L'utilité sociale est ici appréhendée au sens large : le public est encouragé à utiliser le circuit de récupération de vieilles voitures mis en place par Citiz, qui reprend les voitures usagées et les confie à un garage solidaire qui va intégrer ces véhicules dans un circuit d'insertion. Citiz fournira à ces partenaires des droits d'utilisation et d'accès à son parc de véhicules en échange de cette cession.

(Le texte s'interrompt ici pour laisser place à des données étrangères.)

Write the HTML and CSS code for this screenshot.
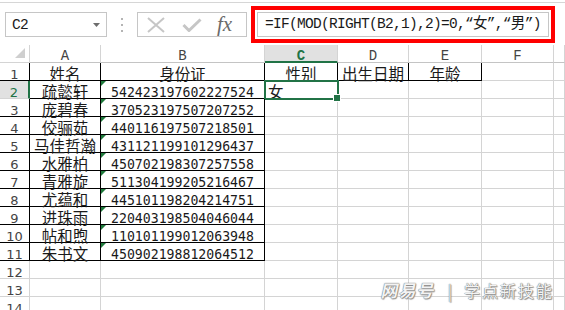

? Compétences et pluralité d'acteurs, multitude de champs :

Les acteurs associés à cette initiative relève de différents champs et secteurs d'activité. Parmi eux :

? des groupes de militants ESS et développement durable, qui oeuvrent sur des problématiques telles que la place de la voiture en ville ;

? des collectivités se saisissant d'un enjeu urbain fondamental (la disposition des places de parking en ville) ;

? l'ensemble du réseau France auto-partage Citiz sur les plans de la communication et les échanges de pratiques ;

? les financeurs de l'ESS (Cigales...) et les utilisateurs du service qu'ils soient particuliers, entreprises ou collectivités.

Cette pluralité d'acteurs assure une certaine vitalité à l'activité, dont le déploiement s'observe tant d'un point de vue territorial que dans les mentalités.

On retrouve une vraie mixité et complémentarité au niveau des compétences mobilisées (gestion de flotte, administration, comptabilité...) au sein de l'équipe bénévole et salariale. On l'observe également au sein de la coopérative locale comme au niveau national, le socle commun de ces équipes pluridisciplinaires étant une certaine appétence pour le secteur de l'économie sociale et solidaire.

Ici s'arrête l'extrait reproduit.